> _Source excerpt_
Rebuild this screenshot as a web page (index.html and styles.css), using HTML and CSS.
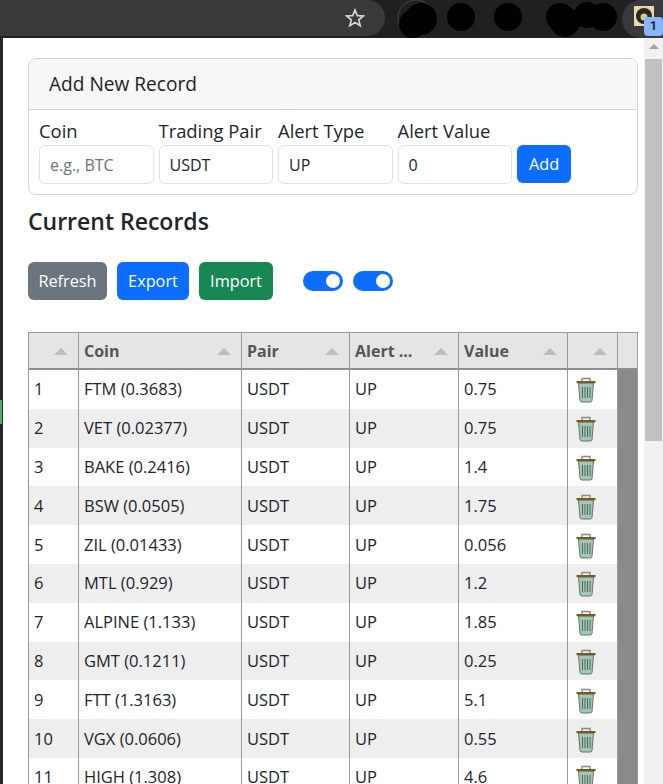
FILE: index.html
```html
<!DOCTYPE html>
<html lang="en">
<head>
    <meta charset="UTF-8">
    <meta name="viewport" content="width=device-width, initial-scale=1.0">
    <title>Price Alerts</title>
    <link rel="stylesheet" href="styles.css">
</head>
<body>

    <!-- Browser toolbar behind the popup -->
    <header class="toolbar">
        <div class="omnibox">
            <svg class="star" viewBox="0 0 20 20" width="20" height="20">
                <polygon points="10,2 12.3,7.6 18.3,8 13.7,11.9 15.2,17.8 10,14.6 4.8,17.8 6.3,11.9 1.7,8 7.7,7.6" fill="none" stroke="#d5d5d5" stroke-width="1.7"/>
            </svg>
        </div>
        <svg class="scribble" viewBox="0 0 237 38" width="237" height="38">
            <circle cx="31" cy="18" r="18" fill="none" stroke="#444" stroke-width="1"/>
            <circle cx="36" cy="19" r="16" fill="#000"/>
            <circle cx="28" cy="24" r="14" fill="#000"/>
            <circle cx="76" cy="17" r="14" fill="#000"/>
            <circle cx="123" cy="17" r="14" fill="#000"/>
            <rect x="171" y="31" width="14" height="3" fill="#8ab4f8"/>
            <circle cx="175" cy="17" r="14" fill="#000"/>
            <circle cx="180" cy="22" r="15" fill="#000"/>
            <circle cx="202" cy="15" r="13" fill="#000"/>
            <circle cx="218" cy="17" r="14" fill="#000"/>
        </svg>
        <div class="ext-button">
            <svg class="ext-icon" viewBox="0 0 20 20" width="20" height="20">
                <rect width="20" height="20" fill="#e8d6b0"/>
                <circle cx="10" cy="10" r="8" fill="#2b2622"/>
                <circle cx="10" cy="11" r="3.5" fill="#d9c69c"/>
            </svg>
            <span class="ext-badge">1</span>
        </div>
    </header>

    <div class="window">
        <div class="edge"><span class="edge-mark"></span></div>

        <main class="popup">
            <section class="card">
                <div class="card-header">Add New Record</div>
                <form class="card-body">
                    <div class="field">
                        <label for="coin">Coin</label>
                        <input type="text" id="coin" placeholder="e.g., BTC">
                    </div>
                    <div class="field">
                        <label for="pair">Trading Pair</label>
                        <input type="text" id="pair" value="USDT">
                    </div>
                    <div class="field">
                        <label for="alertType">Alert Type</label>
                        <input type="text" id="alertType" value="UP">
                    </div>
                    <div class="field">
                        <label for="alertValue">Alert Value</label>
                        <input type="text" id="alertValue" value="0">
                    </div>
                    <button type="button" class="btn btn-add btn-blue">Add</button>
                </form>
            </section>

            <h2>Current Records</h2>

            <div class="actions">
                <button type="button" class="btn btn-refresh btn-gray">Refresh</button>
                <button type="button" class="btn btn-export btn-blue">Export</button>
                <button type="button" class="btn btn-import btn-green">Import</button>
                <div class="switches">
                    <span class="switch"></span>
                    <span class="switch"></span>
                </div>
            </div>

            <div class="table-wrap">
                <table class="records">
                    <colgroup>
                        <col class="col-num">
                        <col class="col-coin">
                        <col class="col-pair">
                        <col class="col-type">
                        <col class="col-value">
                        <col class="col-del">
                        <col class="col-gutter">
                    </colgroup>
                    <thead>
                        <tr>
                            <th></th>
                            <th>Coin</th>
                            <th>Pair</th>
                            <th>Alert ...</th>
                            <th>Value</th>
                            <th></th>
                            <th class="no-sort"></th>
                        </tr>
                    </thead>
                    <tbody>
                        <tr><td>1</td><td>FTM (0.3683)</td><td>USDT</td><td>UP</td><td>0.75</td><td class="del"><svg class="trash" viewBox="0 0 20 26"><use href="#trash"/></svg></td><td class="gutter" rowspan="11"></td></tr>
                        <tr><td>2</td><td>VET (0.02377)</td><td>USDT</td><td>UP</td><td>0.75</td><td class="del"><svg class="trash" viewBox="0 0 20 26"><use href="#trash"/></svg></td></tr>
                        <tr><td>3</td><td>BAKE (0.2416)</td><td>USDT</td><td>UP</td><td>1.4</td><td class="del"><svg class="trash" viewBox="0 0 20 26"><use href="#trash"/></svg></td></tr>
                        <tr><td>4</td><td>BSW (0.0505)</td><td>USDT</td><td>UP</td><td>1.75</td><td class="del"><svg class="trash" viewBox="0 0 20 26"><use href="#trash"/></svg></td></tr>
                        <tr><td>5</td><td>ZIL (0.01433)</td><td>USDT</td><td>UP</td><td>0.056</td><td class="del"><svg class="trash" viewBox="0 0 20 26"><use href="#trash"/></svg></td></tr>
                        <tr><td>6</td><td>MTL (0.929)</td><td>USDT</td><td>UP</td><td>1.2</td><td class="del"><svg class="trash" viewBox="0 0 20 26"><use href="#trash"/></svg></td></tr>
                        <tr><td>7</td><td>ALPINE (1.133)</td><td>USDT</td><td>UP</td><td>1.85</td><td class="del"><svg class="trash" viewBox="0 0 20 26"><use href="#trash"/></svg></td></tr>
                        <tr><td>8</td><td>GMT (0.1211)</td><td>USDT</td><td>UP</td><td>0.25</td><td class="del"><svg class="trash" viewBox="0 0 20 26"><use href="#trash"/></svg></td></tr>
                        <tr><td>9</td><td>FTT (1.3163)</td><td>USDT</td><td>UP</td><td>5.1</td><td class="del"><svg class="trash" viewBox="0 0 20 26"><use href="#trash"/></svg></td></tr>
                        <tr><td>10</td><td>VGX (0.0606)</td><td>USDT</td><td>UP</td><td>0.55</td><td class="del"><svg class="trash" viewBox="0 0 20 26"><use href="#trash"/></svg></td></tr>
                        <tr><td>11</td><td>HIGH (1.308)</td><td>USDT</td><td>UP</td><td>4.6</td><td class="del"><svg class="trash" viewBox="0 0 20 26"><use href="#trash"/></svg></td></tr>
                    </tbody>
                </table>
            </div>
        </main>

        <!-- Scrollbar of the popup -->
        <div class="scrollbar">
            <span class="scroll-arrow"></span>
            <span class="scroll-thumb"></span>
        </div>
    </div>

    <svg class="sprite" width="0" height="0">
        <symbol id="trash" viewBox="0 0 20 26">
            <path d="M6 4 V1.5 H14 V4" fill="none" stroke="#8a8a80" stroke-width="1.4"/>
            <path d="M2.5 6 H17.5 L16 23.5 Q15.8 25 14 25 H6 Q4.2 25 4 23.5 Z" fill="#a0c8b4" stroke="#66766c" stroke-width="1"/>
            <rect x="0.5" y="4" width="19" height="2.2" fill="#7a5a1e"/>
            <path d="M6.5 10 V21 M9 10 V21 M11.5 10 V21 M14 10 V21" stroke="#4d5a53" stroke-width="0.9"/>
        </symbol>
    </svg>

</body>
</html>
```

FILE: styles.css
```css
/* Base Reset */
* {
    margin: 0;
    padding: 0;
    box-sizing: border-box;
}

body {
    font-family: 'Open Sans', 'Noto Sans', sans-serif;
    font-size: 16.5px;
    color: #212529;
    background: #fff;
    width: 663px;
    height: 784px;
    overflow: hidden;
}

/* Browser toolbar */
.toolbar {
    display: flex;
    height: 38px;
    background: #1f2022;
    overflow: hidden;
}

.omnibox {
    display: flex;
    align-items: center;
    justify-content: flex-end;
    width: 385px;
    height: 36px;
    padding-right: 20px;
    background: #39393b;
    border-radius: 0 18px 18px 0;
}

.scribble {
    display: block;
    flex: none;
}

.ext-button {
    position: relative;
    flex: none;
    width: 41px;
    height: 38px;
    background: #38393b;
    border-radius: 19px 0 0 19px;
}

.ext-icon {
    position: absolute;
    left: 12px;
    top: 6px;
}

.ext-badge {
    position: absolute;
    right: 0;
    top: 17px;
    width: 19px;
    height: 19px;
    border-radius: 4px;
    background: #8ab4f8;
    color: #16233a;
    font-family: 'Roboto', sans-serif;
    font-size: 12px;
    font-weight: 700;
    line-height: 19px;
    text-align: center;
}

/* Popup window */
.window {
    display: flex;
    height: 746px;
}

.edge {
    flex: none;
    width: 3px;
    background: #26272a;
    padding-top: 362px;
}

.edge-mark {
    display: block;
    width: 2px;
    height: 24px;
    background: #4caf62;
}

.popup {
    flex: none;
    width: 641px;
    padding: 20px 6px 0 25px;
    overflow: hidden;
}

.scrollbar {
    flex: none;
    width: 19px;
    background: #f1f1f1;
    display: flex;
    flex-direction: column;
    align-items: center;
}

.scroll-arrow {
    width: 0;
    height: 0;
    margin-top: 6px;
    border-left: 5px solid transparent;
    border-right: 5px solid transparent;
    border-bottom: 5px solid #a3a3a3;
}

.scroll-thumb {
    width: 17px;
    height: 382px;
    margin-top: 10px;
    background: #c1c1c1;
}

/* Add record card */
.card {
    border: 1px solid #d3d4d5;
    border-radius: 8px;
    overflow: hidden;
}

.card-header {
    height: 51px;
    padding-left: 20px;
    font-size: 19.1px;
    line-height: 51px;
    background: #f7f7f7;
    border-bottom: 1px solid #d3d4d5;
}

.card-body {
    display: flex;
    align-items: flex-end;
    gap: 5px;
    padding: 10px;
}

.field {
    width: 114.5px;
}

label {
    display: block;
    height: 25px;
    font-size: 18.4px;
    line-height: 22px;
}

input[type="text"] {
    display: block;
    width: 100%;
    height: 39px;
    padding: 0 10px;
    border: 1px solid #dee2e6;
    border-radius: 6px;
    font-family: inherit;
    font-size: 16px;
    color: #212529;
}

input::placeholder {
    color: #6c757d;
}

h2 {
    height: 67px;
    padding-top: 8px;
    font-size: 23px;
    font-weight: 600;
    line-height: 36px;
}

/* Buttons */
.btn {
    height: 38px;
    border: none;
    border-radius: 6px;
    color: #fff;
    font-family: inherit;
    font-size: 16.3px;
}

.btn-add { width: 54px; margin-bottom: 1px; }
.btn-refresh { width: 79px; }
.btn-export { width: 72px; }
.btn-import { width: 74px; }

.btn-blue { background-color: #0d6efd; }
.btn-gray { background-color: #6c757d; }
.btn-green { background-color: #198754; }

.actions {
    display: flex;
    align-items: center;
    gap: 10px;
    margin-bottom: 32px;
}

.switches {
    display: flex;
    gap: 10px;
    margin-left: 20px;
}

.switch {
    display: flex;
    justify-content: flex-end;
    align-items: center;
    width: 40px;
    height: 20px;
    padding-right: 3px;
    border-radius: 10px;
    background: #0d6efd;
}

.switch::after {
    content: "";
    width: 14px;
    height: 14px;
    border-radius: 50%;
    background: #fff;
}

/* Records table */
.table-wrap {
    width: 610px;
    border: 1px solid #999;
    border-bottom: none;
}

.records {
    width: 608px;
    table-layout: fixed;
    border-collapse: separate;
    border-spacing: 0;
}

.col-num { width: 50px; }
.col-coin { width: 163px; }
.col-pair { width: 108px; }
.col-type { width: 109px; }
.col-value { width: 109px; }
.col-del { width: 50px; }
.col-gutter { width: 19px; }

.records th {
    position: relative;
    height: 37px;
    padding: 1px 0 0 5px;
    background: #e5e5e5;
    border-right: 1px solid #999;
    border-bottom: 2px solid #8f8f8f;
    color: #555;
    font-size: 16px;
    font-weight: 700;
    text-align: left;
}

.records th:last-child {
    border-right: none;
}

/* sort arrow */
.records th::after {
    content: "";
    position: absolute;
    right: 10px;
    top: 15px;
    width: 0;
    height: 0;
    border-left: 7px solid transparent;
    border-right: 7px solid transparent;
    border-bottom: 7px solid #bdbdbd;
}

.records th.no-sort::after {
    display: none;
}

.records td {
    height: 38.8px;
    padding: 0 0 0 5px;
    border-right: 1px solid #999;
    line-height: 20px;
    white-space: nowrap;
    overflow: hidden;
}

.records tbody tr:nth-child(even) td {
    background: #eee;
}

.records td.gutter,
.records tbody tr:nth-child(even) td.gutter {
    background: #8a8a8a;
    border-right: none;
}

.records td.del {
    padding: 2px 0 0 8px;
}

.trash {
    display: block;
    width: 20px;
    height: 26px;
}

.sprite {
    position: absolute;
}
```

> _Exercise aim_
Identify the lines above with the word "styles". Copy them.

> _Task solution_
Rebuild this screenshot as a web page (index.html and styles.css), using HTML and CSS.
    <link rel="stylesheet" href="styles.css">
FILE: styles.css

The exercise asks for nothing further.